EA Sports' FIFA is one of the most successful video game franchises of all time, and much of its success is well-deserved: nothing else quite captures the finesse and exuberance of the world's most popular sport. But the game has consistently adopted some dark patterns in its online competitive component that make my relationship with it love-hate. These patterns act as a case study in how picking the wrong target to optimize for can ruin the experience for your users.
Dynamic Difficulty, the Skinner's Box of FIFA
EA has vehemently denied the presence of a "script" to maximize for engagement in FIFA Ultimate Team or Seasons. Yet their developers have published a paper on just that subject, techniques to maximize in-game engagement. Specific techniques mentioned are modifying in-game attributes such as player speed, accuracy, etc, essentially forming an algorithmically determined concept of game momentum. EA has a huge desire to keep you playing: in-game purchases from Ultimate Team made up 28% of their entire revenue last year, so for them the time you're syncing into the game really is money.
BF Skinner's experiments on conditioning in the 60's determined that being unpredictably rewarded results in the highest level of behavior for the conditioned response. So EA's goal here is to unpredictably reward wins to maximize the desired outcome of gamers continuing to play and therefore continuing to spend. Many FIFA players will attest to the idea of "momentum" where your wins are chunked together followed by a series of losses. Of course player skill has a large impact on outcome, but to some extent there is a feeling that certain players simply move faster or are more accurate during these winning streaks. With the sheer number of variables that can be pulled or slightly manipulated during a game, the games' manipulation would be very subtle.

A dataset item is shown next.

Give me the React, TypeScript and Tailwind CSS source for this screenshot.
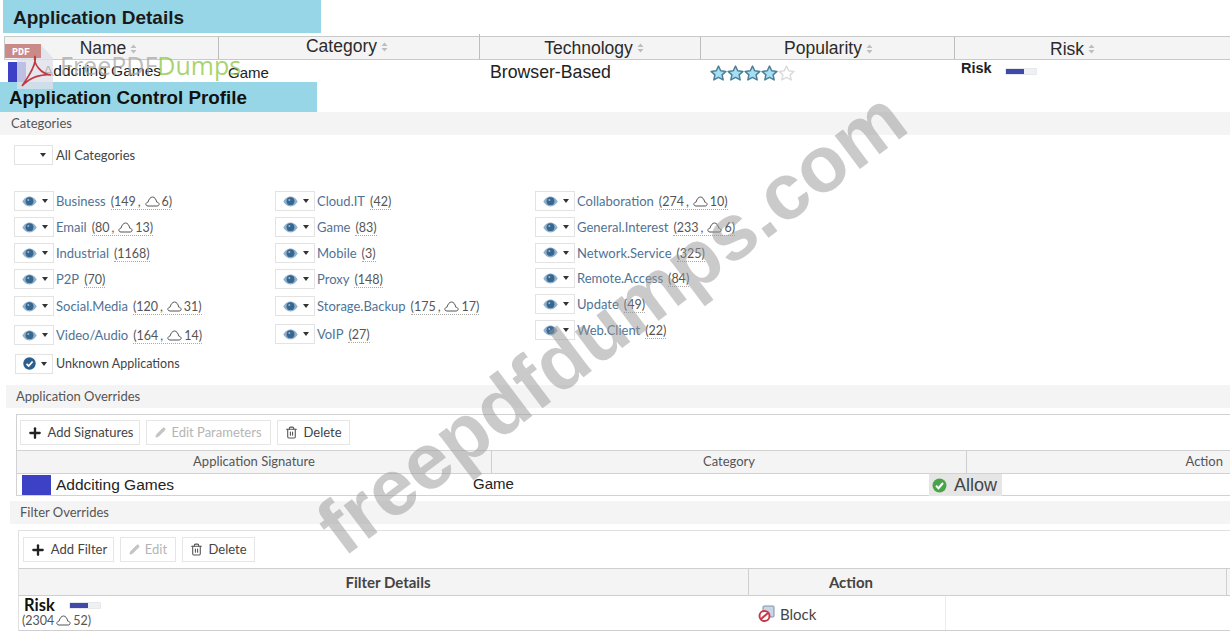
import React from 'react';
import { Plus, Pencil, Trash2 } from 'lucide-react';

const SANS = "font-['Liberation_Sans',Arial,sans-serif]";
const LATO = "font-['Lato','Open_Sans',sans-serif]";

function Sort() {
  return (
    <svg width="7" height="10" viewBox="0 0 7 10" className="inline-block ml-1 align-[-1px]">
      <path d="M3.5 0.5 L6.5 4 H0.5 Z M3.5 9.5 L6.5 6 H0.5 Z" fill="#b9bec2" />
    </svg>
  );
}

function Eye() {
  return (
    <svg width="15" height="11" viewBox="0 0 15 11">
      <path d="M0.3 5.5 C3 1.3 5.5 0.6 7.5 0.6 C9.5 0.6 12 1.3 14.7 5.5 C12 9.7 9.5 10.4 7.5 10.4 C5.5 10.4 3 9.7 0.3 5.5 Z" fill="#8fb0cc" />
      <circle cx="7.5" cy="5.2" r="3.9" fill="#37668f" />
      <circle cx="6.3" cy="4" r="1" fill="#9dbad3" />
    </svg>
  );
}

function Caret() {
  return (
    <svg width="6" height="4" viewBox="0 0 6 4">
      <path d="M0 0 H6 L3 4 Z" fill="#333" />
    </svg>
  );
}

function Cloud() {
  return (
    <svg width="15" height="11" viewBox="0 0 15 11" className="inline-block mx-[2px] align-[-1px]">
      <path d="M3 10 C1.3 10 .7 8.8 .9 7.8 C1.1 6.8 2 6.3 3 6.2 C3.8 3 5.6 1 7.5 1 C9.6 1 11 3 11.8 6.2 C13 6.3 14.1 7 14.1 8.2 C14.1 9.3 13.3 10 12 10 Z" fill="none" stroke="#555" strokeWidth="1" />
    </svg>
  );
}

function Count({ n, cloud }: { n: string; cloud?: string }) {
  return (
    <span className="ml-[5px] text-[12.5px] text-[#555] border-b border-dotted border-[#aaa] leading-[14px]">
      ({n}
      {cloud ? (
        <>
          <span className="mx-[2px]">,</span>
          <Cloud />
          {cloud}
        </>
      ) : null}
      )
    </span>
  );
}

type Cat = { name: string; n: string; cloud?: string; h: number };

function CatRow({ name, n, cloud, h }: Cat) {
  return (
    <div className="flex items-center" style={{ height: h }}>
      <div className="w-[40px] h-[20px] border border-[#e3e3e3] flex items-center justify-center gap-[5px] pl-[1px]">
        <Eye />
        <Caret />
      </div>
      <span className="ml-[2px] text-[13px] text-[#4f7396] translate-y-[1px]">{name}</span>
      <span className="translate-y-[1px]">
        <Count n={n} cloud={cloud} />
      </span>
    </div>
  );
}

const col1: Cat[] = [
  { name: 'Business', n: '149', cloud: '6', h: 26 },
  { name: 'Email', n: '80', cloud: '13', h: 26 },
  { name: 'Industrial', n: '1168', h: 26 },
  { name: 'P2P', n: '70', h: 26 },
  { name: 'Social.Media', n: '120', cloud: '31', h: 28 },
  { name: 'Video/Audio', n: '164', cloud: '14', h: 30 },
];
const col2: Cat[] = [
  { name: 'Cloud.IT', n: '42', h: 26 },
  { name: 'Game', n: '83', h: 26 },
  { name: 'Mobile', n: '3', h: 26 },
  { name: 'Proxy', n: '148', h: 26 },
  { name: 'Storage.Backup', n: '175', cloud: '17', h: 28 },
  { name: 'VoIP', n: '27', h: 28 },
];
const col3: Cat[] = [
  { name: 'Collaboration', n: '274', cloud: '10', h: 26 },
  { name: 'General.Interest', n: '233', cloud: '6', h: 26 },
  { name: 'Network.Service', n: '325', h: 25 },
  { name: 'Remote.Access', n: '84', h: 26 },
  { name: 'Update', n: '49', h: 26 },
  { name: 'Web.Client', n: '22', h: 26 },
];

function Bar({ label, className }: { label: string; className: string }) {
  return (
    <div className={`h-[23px] bg-[#f4f4f4] flex items-center text-[13px] text-[#555] ${className}`}>{label}</div>
  );
}

function Btn({ icon, label, off, w }: { icon: React.ReactNode; label: string; off?: boolean; w: string }) {
  return (
    <div className={`h-[25px] border border-[#e6e6e6] flex items-center justify-center gap-[5px] ${w} ${off ? 'text-[#b5b5b5]' : 'text-[#444]'}`}>
      {icon}
      <span>{label}</span>
    </div>
  );
}

function RiskMeter({ className }: { className: string }) {
  return (
    <span className={`inline-block w-[32px] h-[7px] bg-[#eef0f3] rounded-[1px] border border-[#e6e8ec] ${className}`}>
      <span className="block w-[18px] h-full bg-[#3f49a8]" />
    </span>
  );
}

function Star({ on }: { on: boolean }) {
  return (
    <svg width="17" height="16" viewBox="0 0 16 15" className="shrink-0">
      <path
        d="M8 1 L10.1 5.4 L15 6 L11.4 9.3 L12.4 14 L8 11.7 L3.6 14 L4.6 9.3 L1 6 L5.9 5.4 Z"
        fill={on ? '#a6def2' : '#ffffff'}
        stroke={on ? '#4d7f9a' : '#dcdcdc'}
        strokeWidth="1.4"
        strokeLinejoin="round"
      />
    </svg>
  );
}

export default function App() {
  return (
    <div className="relative w-[1230px] h-[634px] overflow-hidden bg-white">
      <div className={`${SANS}`}>
        {/* Application Details */}
        <div className="ml-[3px] w-[318px] h-[33px] bg-[#97d6e6] flex items-center pl-[10px] pt-[3px] text-[19px] font-bold text-[#1a1a1a]">
          Application Details
        </div>
        <div className="mt-[3px] ml-[4px] h-[24px] bg-[#f4f4f4] border-y border-[#c9c9c9] border-l flex text-[17.5px] text-[#2b2b2b]">
          <div className="w-[214px] border-r border-[#bdbdbd] flex items-center justify-center pr-[6px] pt-[1px]">Name<Sort /></div>
          <div className="w-[261px] border-r border-[#bdbdbd] flex items-center justify-center pr-[4px] -mt-[3px]">Category<Sort /></div>
          <div className="w-[221px] border-r border-[#bdbdbd] flex items-center justify-center pl-[8px]">Technology<Sort /></div>
          <div className="w-[254px] border-r border-[#bdbdbd] flex items-center justify-center pl-[2px] pt-[1px]">Popularity<Sort /></div>
          <div className="flex-1 flex items-center pl-[95px] pt-[2px]">Risk<Sort /></div>
        </div>
        <div className="h-[22px] flex items-center relative text-[#222]">
          <div className="ml-[8px] w-[18px] h-[20px] mt-[2px] bg-[#3c41c6]" />
          <span className="ml-[17px] w-[185px] text-[15.5px]">Addciting Games</span>
          <span className="w-[262px] text-[15px] mt-[5px]">Game</span>
          <span className="w-[220px] text-[17.7px] mt-[3px]">Browser-Based</span>
          <span className="flex w-[251px] mt-[4px]">
            <Star on />
            <Star on />
            <Star on />
            <Star on />
            <Star on={false} />
          </span>
          <span className="text-[14.5px] font-bold -mt-[4px]">Risk</span>
          <RiskMeter className="ml-[13px]" />
        </div>

        {/* Application Control Profile */}
        <div className="w-[317px] h-[31px] bg-[#97d6e6] flex items-center pl-[9px] pt-[1px] text-[18.8px] font-bold text-[#111]">
          Application Control Profile
        </div>
      </div>

      <div className={`${LATO} text-[13px]`}>
        <Bar label="Categories" className="-mt-[1px] pl-[11px] pt-[1px]" />

        <div className="mt-[10px] ml-[14px] flex items-center h-[20px]">
          <div className="w-[39px] h-[20px] border border-[#e3e3e3] flex items-center justify-end pr-[6px]">
            <Caret />
          </div>
          <span className="ml-[3px] text-[#444] translate-y-[1px]">All Categories</span>
        </div>

        {/* category filter columns */}
        <div className="mt-[23px] ml-[14px] flex">
          <div className="w-[261px]">
            {col1.map((c) => (
              <CatRow key={c.name} {...c} />
            ))}
            <div className="flex items-center h-[27px]">
              <div className="w-[38px] h-[20px] ml-[1px] pl-[1px] border border-[#e3e3e3] flex items-center justify-center gap-[5px]">
                <svg width="13" height="13" viewBox="0 0 13 13">
                  <circle cx="6.5" cy="6.5" r="6.2" fill="#2c5f8f" />
                  <path d="M3.5 6.8 L5.7 9 L9.6 4.5" fill="none" stroke="#fff" strokeWidth="1.8" />
                </svg>
                <Caret />
              </div>
              <span className="ml-[3px] text-[12.5px] text-[#444] translate-y-[1px]">Unknown Applications</span>
            </div>
          </div>
          <div className="w-[260px]">
            {col2.map((c) => (
              <CatRow key={c.name} {...c} />
            ))}
          </div>
          <div>
            {col3.map((c) => (
              <CatRow key={c.name} {...c} />
            ))}
          </div>
        </div>

        <Bar label="Application Overrides" className="mt-[8px] ml-[6px] pl-[10px]" />

        {/* Application Overrides */}
        <div className="mt-[6px] ml-[16px] h-[82px] border border-r-0 border-[#d2d2d2]">
          <div className="flex gap-[6px] pl-[3px] pt-[5px] h-[35px]">
            <Btn w="w-[120px]" label="Add Signatures" icon={<Plus size={16} strokeWidth={3.5} color="#222" />} />
            <Btn w="w-[125px]" label="Edit Parameters" off icon={<Pencil size={11} fill="#c4c4c4" color="#c4c4c4" />} />
            <Btn w="w-[73px]" label="Delete" icon={<Trash2 size={13} color="#555" />} />
          </div>
          <div className="h-[24px] bg-[#f4f4f4] border-y border-[#d2d2d2] flex text-[#555]">
            <div className="w-[475px] border-r border-[#cfcfcf] flex items-center justify-center">Application Signature</div>
            <div className="w-[475px] border-r border-[#cfcfcf] flex items-center justify-center">Category</div>
            <div className="flex-1 flex items-center justify-end pr-[7px]">Action</div>
          </div>
          <div className={`h-[21px] flex items-center text-[#222] ${SANS}`}>
            <div className="ml-[5px] w-[29px] h-[20px] bg-[#3c41c6]" />
            <span className="ml-[5px] w-[417px] text-[15.5px]">Addciting Games</span>
            <span className="w-[456px] text-[15px]">Game</span>
            <span className="w-[73px] h-[22px] mt-[1px] bg-[#e6e6e6] flex items-center pl-[3px] gap-[7px] text-[#444] text-[18px]">
              <svg width="15" height="15" viewBox="0 0 15 15">
                <circle cx="7.5" cy="7.5" r="7" fill="#4aa54a" />
                <path d="M4 7.8 L6.5 10.2 L11 5" fill="none" stroke="#fff" strokeWidth="2" />
              </svg>
              Allow
            </span>
          </div>
        </div>

        <Bar label="Filter Overrides" className="mt-[5px] ml-[10px] pl-[10px]" />

        {/* Filter Overrides */}
        <div className="mt-[6px] ml-[18px] h-[101px] border-t border-l border-[#e0e0e0]">
          <div className="flex gap-[6px] pl-[4px] pt-[6px] h-[37px]">
            <Btn w="w-[91px]" label="Add Filter" icon={<Plus size={16} strokeWidth={3.5} color="#222" />} />
            <Btn w="w-[56px]" label="Edit" off icon={<Pencil size={11} fill="#c4c4c4" color="#c4c4c4" />} />
            <Btn w="w-[73px]" label="Delete" icon={<Trash2 size={13} color="#555" />} />
          </div>
          <div className="h-[28px] bg-[#f4f4f4] border-y border-[#cfcfcf] flex font-bold text-[15px] text-[#444]">
            <div className="w-[730px] pl-[9px] border-r border-[#cfcfcf] flex items-center justify-center">Filter Details</div>
            <div className="w-[204px] flex items-center justify-center">Action</div>
            <div className="w-[274px] border-r border-[#cfcfcf]" />
          </div>
          <div className="h-[35px] border-b border-[#cfcfcf] flex">
            <div className="w-[731px] pl-[5px] pt-[1px]">
              <div className="flex items-center h-[17px] text-[16.5px] font-bold text-[#111]">
                Risk
                <RiskMeter className="ml-[14px]" />
              </div>
              <div className="h-[14px] leading-[13px] text-[12.5px] text-[#555] -ml-[2px]">
                (2304
                <Cloud />
                52)
              </div>
            </div>
            <div className="w-[196px] pt-[2px] border-r border-[#ececec] flex items-center pl-[8px] gap-[4px] text-[15px] text-[#444]">
              <svg width="18" height="18" viewBox="0 0 18 18">
                <rect x="5" y="1" width="11" height="11" rx="1" fill="#c9d6e6" stroke="#7d92ab" />
                <circle cx="6.5" cy="11" r="5" fill="#fff" stroke="#c9394a" strokeWidth="2" />
                <path d="M3 14 L10 8" stroke="#c9394a" strokeWidth="2" />
              </svg>
              Block
            </div>
          </div>
        </div>
      </div>

      {/* FreePDFDumps stamp over the details row */}
      <div className="absolute left-[5px] top-[42px] w-[48px] h-[48px]">
        <svg width="48" height="48" viewBox="0 0 48 48">
          <path d="M12 3 H36 L48 16 V47 H12 Z" fill="#dfe0ea" opacity="0.8" />
          <rect x="0" y="2" width="36" height="14" fill="#c98a88" />
          <text x="7" y="13" fontSize="10" fontWeight="700" fill="#fff" fontFamily="Liberation Mono, monospace">PDF</text>
          <path d="M17 44 C24 34 32 22 30 14 C28 22 36 32 46 33 C38 32 26 34 17 44 Z" fill="none" stroke="#c2383f" strokeWidth="1.6" />
        </svg>
      </div>
      <div className="absolute left-[60px] top-[50px] text-[25px] leading-[30px] text-[#a8a8a8]/75 font-['Open_Sans',sans-serif]">
        FreePDF<span className="text-[#8cc63f]/75">Dumps</span>
      </div>

      {/* site watermark */}
      <div
        className={`absolute left-[611px] top-[322px] -translate-x-1/2 -translate-y-1/2 -rotate-[37deg] whitespace-nowrap text-[79px] leading-none font-bold text-[#969696]/50 ${SANS}`}
      >
        freepdfdumps.com
      </div>
    </div>
  );
}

Lagging rewards the lagger
Most online matches in FIFA are one-on-one. Instead of a server determining game speed as in FPS and most other competitive online games, EA FIFA will slow down the game speed to the level of the player with the slowest Internet speed. In an online game like FPS, lag is a severe handicap: from the perspective of the lagger, you won't even see the player that kills you until you're already respawning. But in FIFA, the game speed itself will slow down or speed up based on the least reliable connection. As a result, the experience even for a player with fast connection is a slow-motion game, at times randomly speeding up or having input lag due to the slower connection.
Which player does this benefit? The one with the most experience playing games at that speed! If you're used to playing the game at full speed you will be thrown off by extremely varying spikes of slow and fast gameplay. If you have gotten used to this kind of play due to a poor connection, you've trained in a completely different game essentially, one that you force onto the other player with less experience in it.
There's a more insidious side to this: there have been whispers in the FIFA community of gamers who specifically throttle their FIFA connections to play this way and gain an advantage. I haven't found proof of this, but from my experience this would be an effective way to gain a slight upper hand in every online match.
Pacing rewards annoying opponents
This is more frequent at lower levels of play, but you'll see a specific type of player in FIFA pretty often: the kind who abuses pace and simply runs down the side with their fastest player on every possession. There are pretty effective ways to shut this kind of player down but it results in repetitive defense that is simply boring. The worst part is when you miss a tackle and Messi or Salah gets through after the twelth attempt by your opponent to pace through your defense. After a defeat like this you get the feeling that the game is much less about actual player skill than it should be.
I love the feeling of getting a difficult win in FIFA online, and I've sunk more hours into the game than I care to admit here. But there are certainly frustrating issues with the game, some of which I've outlined here and some that are more generic to the big AAA online games like loot boxes. I like FIFA, but some of these issues are ones that have a clear motive by EA to optimize for things which are great for their bottom line but terrible for the average user.